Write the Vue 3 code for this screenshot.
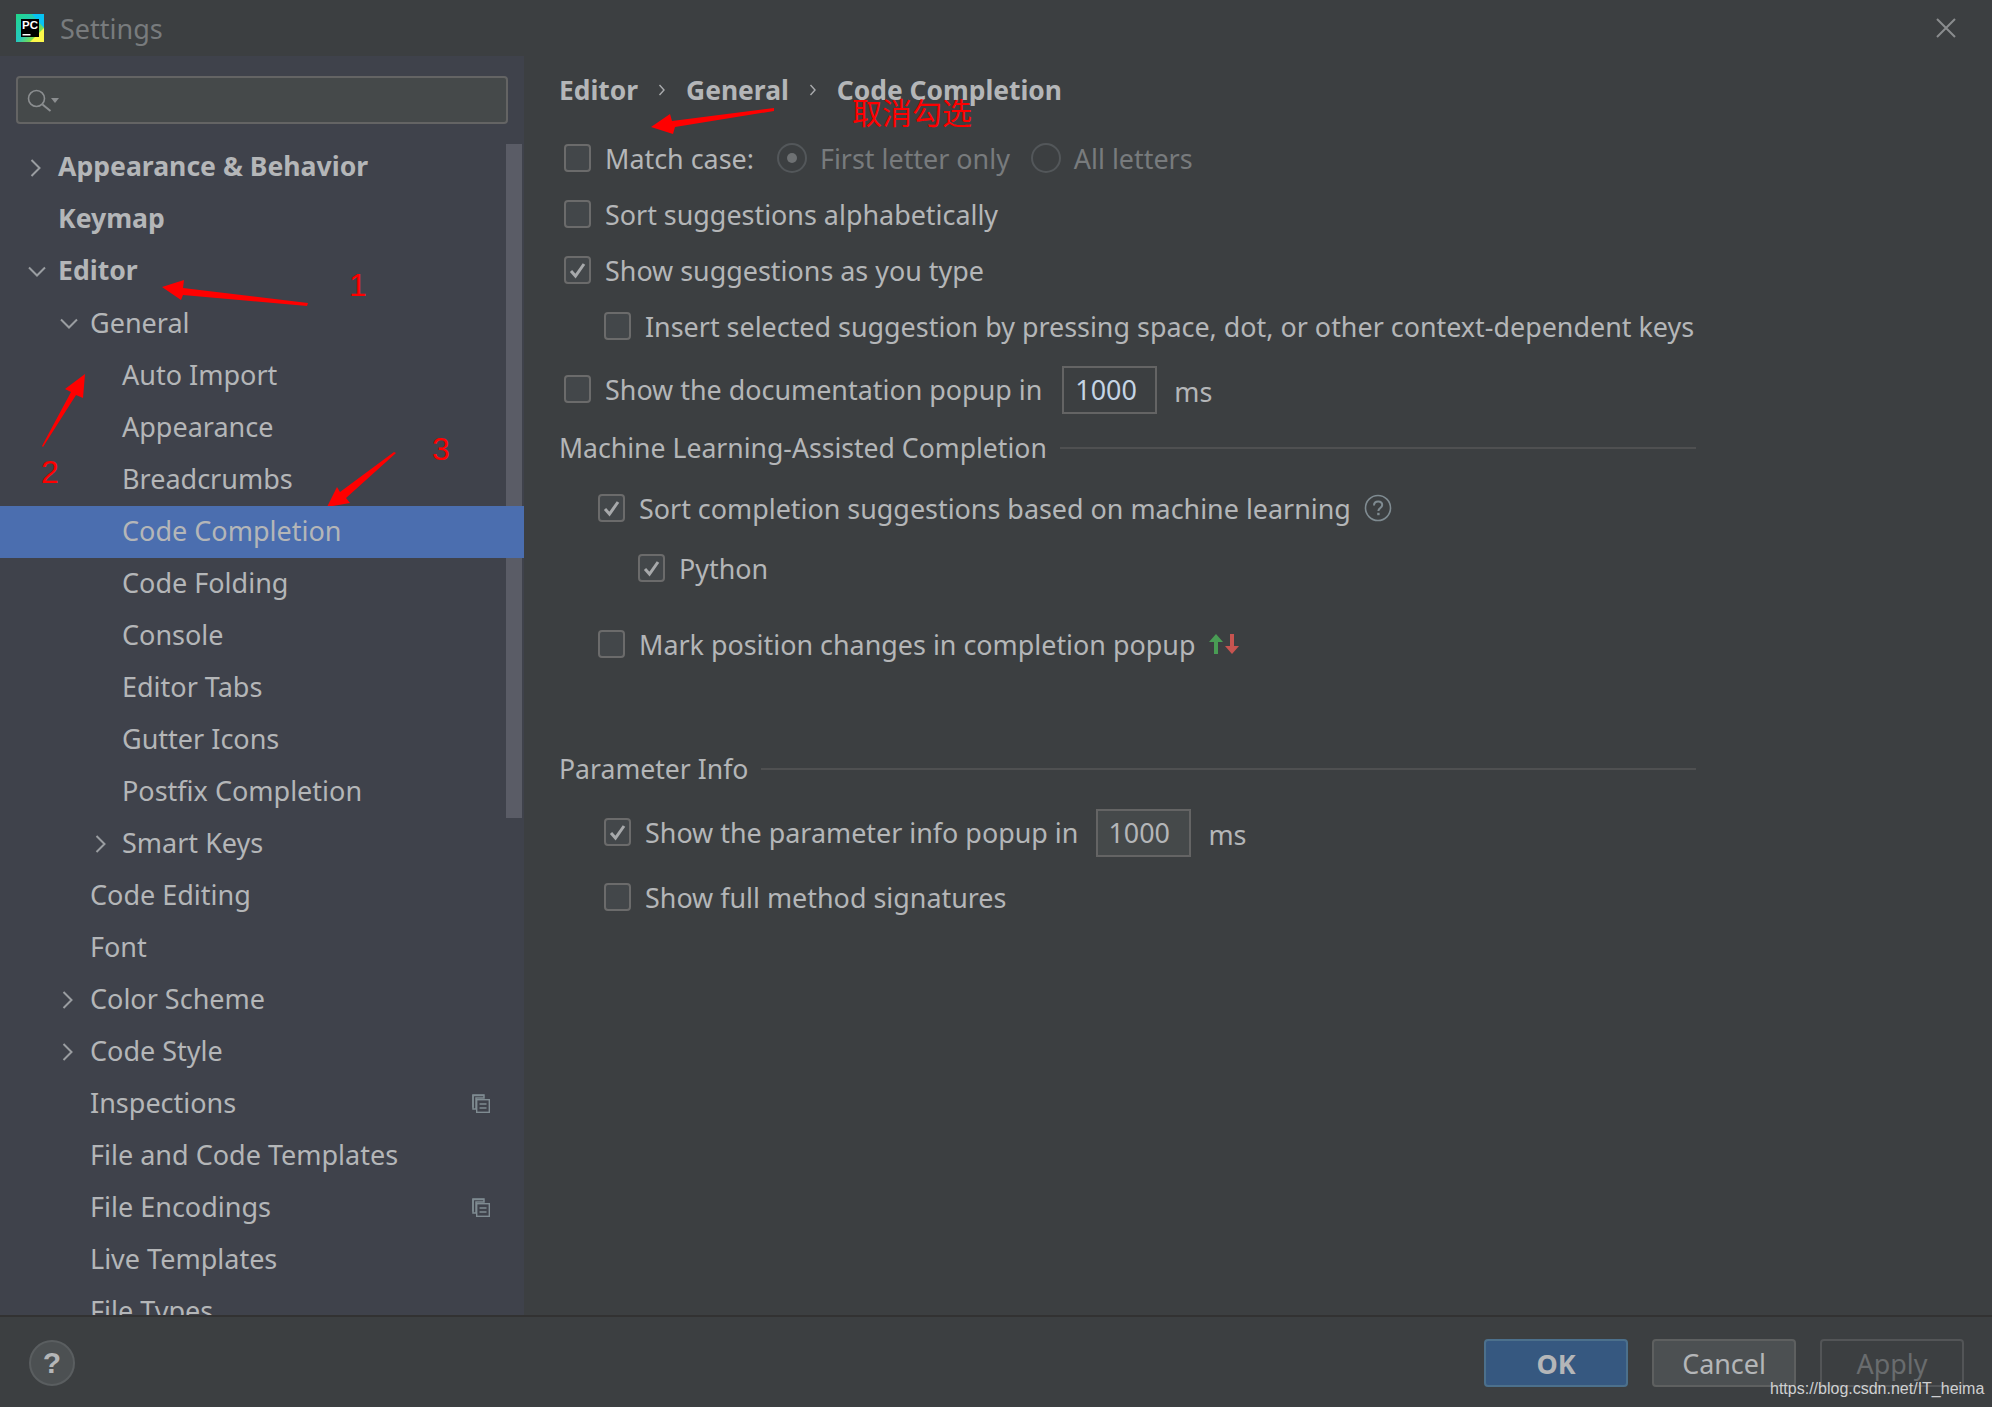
<template>
  <div class="dialog">
    <header class="titlebar">
      <svg class="logo" width="28" height="28" viewBox="0 0 28 28">
        <defs>
          <linearGradient id="pcLogo" x1="0" y1="0" x2="1" y2="1">
            <stop offset="0" stop-color="#21d789" />
            <stop offset="0.5" stop-color="#24c7c0" />
            <stop offset="0.75" stop-color="#7fe04a" />
            <stop offset="1" stop-color="#fcf84a" />
          </linearGradient>
        </defs>
        <rect width="28" height="28" fill="url(#pcLogo)" />
        <path d="M16 0h12v14z" fill="#07c3f2" />
        <path d="M28 14v14H14z" fill="#fcf84a" />
        <rect x="5" y="5" width="18" height="18" fill="#000" />
        <text x="6" y="15" class="logo-text">PC</text>
        <rect x="6.5" y="20" width="8" height="1.5" fill="#fff" />
      </svg>
      <span class="title">Settings</span>
      <svg class="close" width="20" height="20" viewBox="0 0 20 20">
        <path d="M1 1l18 18M19 1L1 19" stroke="#8a8c8e" stroke-width="2" fill="none" />
      </svg>
    </header>

    <div class="body">
      <aside class="sidebar">
        <div class="search">
          <svg width="32" height="26" viewBox="0 0 32 26">
            <circle cx="9.500" cy="10.500" r="8" fill="none" stroke="#8b8e90" stroke-width="1.6" />
            <path d="M15.500 16.500l8 6.500" stroke="#8b8e90" stroke-width="2" />
            <path d="M24 10h8l-4 5z" fill="#8b8e90" />
          </svg>
        </div>
        <div class="tree">
          <div
            v-for="item in tree"
            :key="item.label"
            class="node"
            :class="['level' + item.level, { bold: item.bold, active: item.active }]"
          >
            <svg v-if="item.arrow === 'right'" class="chevron" width="12" height="18" viewBox="0 0 12 18">
              <path d="M1.5 1l8 8-8 8" fill="none" stroke="#9a9da1" stroke-width="2" />
            </svg>
            <svg v-if="item.arrow === 'down'" class="chevron" width="18" height="12" viewBox="0 0 18 12">
              <path d="M1 1.5l8 8 8-8" fill="none" stroke="#9a9da1" stroke-width="2" />
            </svg>
            <span>{{ item.label }}</span>
            <svg v-if="item.copy" class="copy" width="18" height="19" viewBox="0 0 18 19">
              <path d="M12 1.5H1v12" fill="none" stroke="#7f8b91" stroke-width="1.5" />
              <path d="M1 1h11v3H4v11H1z" fill="none" stroke="#7f8b91" stroke-width="1.5" />
              <rect x="4.7" y="5.7" width="12.6" height="12.6" fill="none" stroke="#7f8b91" stroke-width="1.4" />
              <path d="M7.5 10h7M7.5 14h7" stroke="#7f8b91" stroke-width="1.6" />
            </svg>
          </div>
        </div>
        <div class="thumb"></div>
      </aside>

      <main class="content">
        <div class="crumbs">
          <span>Editor</span>
          <svg width="8" height="14" viewBox="0 0 8 14"><path d="M1.5 2l4.5 5-4.5 5" fill="none" stroke="#a9abad" stroke-width="1.4" /></svg>
          <span>General</span>
          <svg width="8" height="14" viewBox="0 0 8 14"><path d="M1.5 2l4.5 5-4.5 5" fill="none" stroke="#a9abad" stroke-width="1.4" /></svg>
          <span>Code Completion</span>
        </div>

        <div class="row match-row">
          <span class="box"></span>
          <span>Match case:</span>
          <span class="radio on"></span>
          <span class="muted">First letter only</span>
          <span class="radio second"></span>
          <span class="muted">All letters</span>
        </div>
        <div class="row sort-row">
          <span class="box"></span>
          <span>Sort suggestions alphabetically</span>
        </div>
        <div class="row show-row">
          <span class="box checked"><svg width="19" height="17" viewBox="0 0 19 17"><path d="M3 9l4.5 5L16 2" fill="none" stroke="#a7a9ab" stroke-width="3" /></svg></span>
          <span>Show suggestions as you type</span>
        </div>
        <div class="row insert-row indent-a">
          <span class="box"></span>
          <span>Insert selected suggestion by pressing space, dot, or other context-dependent keys</span>
        </div>
        <div class="row doc-row">
          <span class="box"></span>
          <span>Show the documentation popup in</span>
          <span class="field first">1000</span>
          <span class="unit">ms</span>
        </div>

        <div class="group ml-group">
          <span>Machine Learning-Assisted Completion</span>
          <i></i>
        </div>
        <div class="row ml-row indent-b">
          <span class="box checked"><svg width="19" height="17" viewBox="0 0 19 17"><path d="M3 9l4.5 5L16 2" fill="none" stroke="#a7a9ab" stroke-width="3" /></svg></span>
          <span>Sort completion suggestions based on machine learning</span>
          <svg class="help" width="28" height="28" viewBox="0 0 28 28">
            <circle cx="14" cy="14" r="12.5" fill="none" stroke="#7f8b91" stroke-width="1.6" />
            <path d="M10 11.5c0-2.6 2-4 4.200-4 2.300 0 4 1.400 4 3.500 0 3-3.800 3-3.800 6" fill="none" stroke="#7f8b91" stroke-width="2" />
            <rect x="13.200" y="18.800" width="2.400" height="2.400" fill="#7f8b91" />
          </svg>
        </div>
        <div class="row py-row indent-c">
          <span class="box checked"><svg width="19" height="17" viewBox="0 0 19 17"><path d="M3 9l4.5 5L16 2" fill="none" stroke="#a7a9ab" stroke-width="3" /></svg></span>
          <span>Python</span>
        </div>
        <div class="row mark-row indent-b">
          <span class="box"></span>
          <span>Mark position changes in completion popup</span>
          <svg class="updown" width="32" height="20" viewBox="0 0 32 20">
            <path d="M8 0l7 8h-5v12H6V8H1z" fill="#499c54" />
            <path d="M22 0h4v12h5l-7 8-7-8h5z" fill="#c75450" />
          </svg>
        </div>

        <div class="group param-group">
          <span>Parameter Info</span>
          <i></i>
        </div>
        <div class="row param-row indent-a">
          <span class="box checked"><svg width="19" height="17" viewBox="0 0 19 17"><path d="M3 9l4.5 5L16 2" fill="none" stroke="#a7a9ab" stroke-width="3" /></svg></span>
          <span>Show the parameter info popup in</span>
          <span class="field">1000</span>
          <span class="unit">ms</span>
        </div>
        <div class="row full-row indent-a">
          <span class="box"></span>
          <span>Show full method signatures</span>
        </div>
      </main>
    </div>

    <footer class="footer">
      <span class="help-btn">?</span>
      <div class="buttons">
        <button class="btn ok">OK</button>
        <button class="btn">Cancel</button>
        <button class="btn off">Apply</button>
      </div>
    </footer>

    <!-- hand drawn red marks over the screenshot -->
    <svg class="marks" width="1992" height="1407" viewBox="0 0 1992 1407">
      <polygon v-for="(pts, i) in arrows" :key="i" :points="pts" fill="#ff0000" />
    </svg>
    <span class="mark num n1">1</span>
    <span class="mark num n2">2</span>
    <span class="mark num n3">3</span>
    <span class="mark note">取消勾选</span>
    <span class="watermark">https://blog.csdn.net/IT_heima</span>
  </div>
</template>

<script setup>
const tree = [
  { label: 'Appearance & Behavior', level: 0, bold: true, arrow: 'right' },
  { label: 'Keymap', level: 0, bold: true },
  { label: 'Editor', level: 0, bold: true, arrow: 'down' },
  { label: 'General', level: 1, arrow: 'down' },
  { label: 'Auto Import', level: 2 },
  { label: 'Appearance', level: 2 },
  { label: 'Breadcrumbs', level: 2 },
  { label: 'Code Completion', level: 2, active: true },
  { label: 'Code Folding', level: 2 },
  { label: 'Console', level: 2 },
  { label: 'Editor Tabs', level: 2 },
  { label: 'Gutter Icons', level: 2 },
  { label: 'Postfix Completion', level: 2 },
  { label: 'Smart Keys', level: 2, arrow: 'right' },
  { label: 'Code Editing', level: 1 },
  { label: 'Font', level: 1 },
  { label: 'Color Scheme', level: 1, arrow: 'right' },
  { label: 'Code Style', level: 1, arrow: 'right' },
  { label: 'Inspections', level: 1, copy: true },
  { label: 'File and Code Templates', level: 1 },
  { label: 'File Encodings', level: 1, copy: true },
  { label: 'Live Templates', level: 1 },
  { label: 'File Types', level: 1 }
]

const arrows = [
  '162,287 184,280 183,288 308,303 307,306 183,295 181,300',
  '85,374 65,389 71,392 42,446 43,447 76,395 83,398',
  '327,507 337,487 340,492 394,452 396,453 346,498 350,503',
  '651,127 670,114 672,121 774,108 774,111 675,127 673,134'
]
</script>

<style>
html,
body {
  margin: 0;
  background: #3c3f41;
}
</style>

<style scoped>
.dialog {
  position: relative;
  width: 1992px;
  height: 1407px;
  overflow: hidden;
  display: flex;
  flex-direction: column;
  background: #3c3f41;
  color: #b4b6b8;
  font-family: "Noto Sans", "Noto Sans CJK SC", sans-serif;
  font-size: 26.9px;
}

.titlebar {
  height: 56px;
  flex: none;
  display: flex;
  align-items: center;
  padding-left: 16px;
  padding-right: 36px;
}

.logo-text {
  font-family: "Liberation Sans", sans-serif;
  font-size: 11.5px;
  font-weight: 700;
  fill: #fff;
}

.title {
  margin-left: 16px;
  color: #787b7d;
  font-size: 27px;
}

.close {
  margin-left: auto;
}

.body {
  flex: 1;
  min-height: 0;
  display: flex;
}

.sidebar {
  position: relative;
  width: 524px;
  flex: none;
  overflow: hidden;
  background: #3f424b;
}

.search {
  box-sizing: border-box;
  width: 492px;
  height: 48px;
  margin: 20px 0 18px 16px;
  padding: 10px 0 0 9px;
  background: #45494a;
  border: 2px solid #646464;
  border-radius: 4px;
}

.search svg {
  display: block;
}

.node {
  box-sizing: border-box;
  position: relative;
  height: 52px;
  padding-bottom: 4px;
  display: flex;
  align-items: center;
  white-space: nowrap;
  font-size: 27px;
}

.level0 {
  padding-left: 58px;
}

.level1 {
  padding-left: 90px;
}

.level2 {
  padding-left: 122px;
}

.node.bold {
  font-weight: 700;
  font-size: 26.6px;
}

.node.active {
  background: #4b6eaf;
  z-index: 1;
}

.chevron {
  position: absolute;
  top: 50%;
  transform: translateY(-50%);
}

.level0 .chevron {
  left: 30px;
}

.level0 .chevron[width="18"] {
  left: 28px;
}

.level1 .chevron {
  left: 62px;
}

.level1 .chevron[width="18"] {
  left: 60px;
}

.level2 .chevron {
  left: 95px;
}

.copy {
  position: absolute;
  left: 472px;
  top: 16px;
}

.thumb {
  position: absolute;
  left: 506px;
  top: 88px;
  width: 16px;
  height: 674px;
  background: #5a5c66;
}

.content {
  flex: 1;
  min-width: 0;
  padding-left: 35px;
}

.crumbs {
  height: 36px;
  margin-top: 16px;
  display: flex;
  align-items: center;
  gap: 20px;
  font-weight: 700;
  font-size: 26.4px;
}

.row {
  display: flex;
  align-items: center;
  height: 36px;
  padding-left: 5px;
  white-space: nowrap;
}

.box {
  box-sizing: border-box;
  flex: none;
  width: 27px;
  height: 28px;
  margin-right: 14px;
  display: flex;
  align-items: center;
  justify-content: center;
  background: #43474a;
  border: 2px solid #6b6b6b;
  border-radius: 4px;
}

.match-row {
  margin-top: 32px;
}

.sort-row,
.show-row,
.insert-row {
  margin-top: 20px;
}

.doc-row {
  margin-top: 27px;
}

.indent-a {
  padding-left: 45px;
}

.indent-b {
  padding-left: 39px;
}

.indent-c {
  padding-left: 79px;
}

.radio {
  box-sizing: border-box;
  width: 30px;
  height: 30px;
  margin: 0 13px 0 23px;
  flex: none;
  display: flex;
  align-items: center;
  justify-content: center;
  border: 2px solid #53575a;
  border-radius: 50%;
}

.radio.second {
  margin-left: 21px;
}

.radio.on::after {
  content: "";
  width: 10px;
  height: 10px;
  border-radius: 50%;
  background: #6e7173;
}

.muted {
  color: #787b7d;
}

.field {
  box-sizing: border-box;
  width: 95px;
  height: 48px;
  margin-left: 18px;
  padding-left: 10px;
  line-height: 44px;
  background: #45494a;
  border: 2px solid #646464;
  position: relative;
  top: 1px;
}

.field.first {
  margin-left: 20px;
  padding-left: 11px;
  background: #3c3f41;
  color: #c5d4e4;
}

.unit {
  margin-left: 17px;
  position: relative;
  top: 2px;
}

.group {
  display: flex;
  align-items: center;
  width: 1137px;
  height: 36px;
  white-space: nowrap;
  font-size: 26.6px;
}

.group i {
  flex: 1;
  height: 2px;
  margin-left: 13px;
  background: #4f5051;
}

.ml-group {
  margin-top: 23px;
}

.ml-row {
  margin-top: 24px;
}

.py-row {
  margin-top: 24px;
}

.mark-row {
  margin-top: 40px;
}

.param-group {
  margin-top: 89px;
}

.param-row {
  margin-top: 27px;
}

.full-row {
  margin-top: 29px;
}

.help {
  margin-left: 13px;
}

.updown {
  margin-left: 13px;
}

.footer {
  box-sizing: border-box;
  height: 92px;
  flex: none;
  display: flex;
  align-items: center;
  justify-content: space-between;
  padding: 2px 28px 0 29px;
  border-top: 2px solid #323232;
}

.help-btn {
  box-sizing: border-box;
  width: 46px;
  height: 46px;
  display: flex;
  align-items: center;
  justify-content: center;
  font-family: "Liberation Sans", sans-serif;
  font-weight: 700;
  font-size: 30px;
  background: #4c5052;
  border: 2px solid #5a5e60;
  border-radius: 50%;
}

.buttons {
  display: flex;
  gap: 24px;
}

.btn {
  box-sizing: border-box;
  width: 144px;
  height: 48px;
  padding: 0;
  font: inherit;
  color: #b4b6b8;
  background: #4c5052;
  border: 2px solid #5e6060;
  border-radius: 4px;
}

.btn.ok {
  font-weight: 700;
  background: #365880;
  border-color: #4c708c;
}

.btn.off {
  color: #696c6e;
  background: transparent;
  border-color: #535557;
}

.marks {
  position: absolute;
  left: 0;
  top: 0;
  pointer-events: none;
}

.mark {
  position: absolute;
  color: #ff0000;
  line-height: 1;
}

.num {
  font-family: "Liberation Sans", sans-serif;
  font-size: 32px;
}

.n1 {
  left: 349px;
  top: 269px;
}

.n2 {
  left: 41px;
  top: 456px;
}

.n3 {
  left: 432px;
  top: 433px;
}

.note {
  left: 852px;
  top: 96px;
  font-family: "Noto Sans CJK SC", sans-serif;
  font-size: 30px;
}

.watermark {
  position: absolute;
  left: 1770px;
  top: 1380px;
  font-family: "Liberation Sans", sans-serif;
  font-size: 16px;
  color: #cfd0d1;
}
</style>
━━━━━━━━━━━━━━━━━━━━━━━━━━━━━━
Within the listing above, work out how many lines contain the string "screenshot", and reply with that number only.

2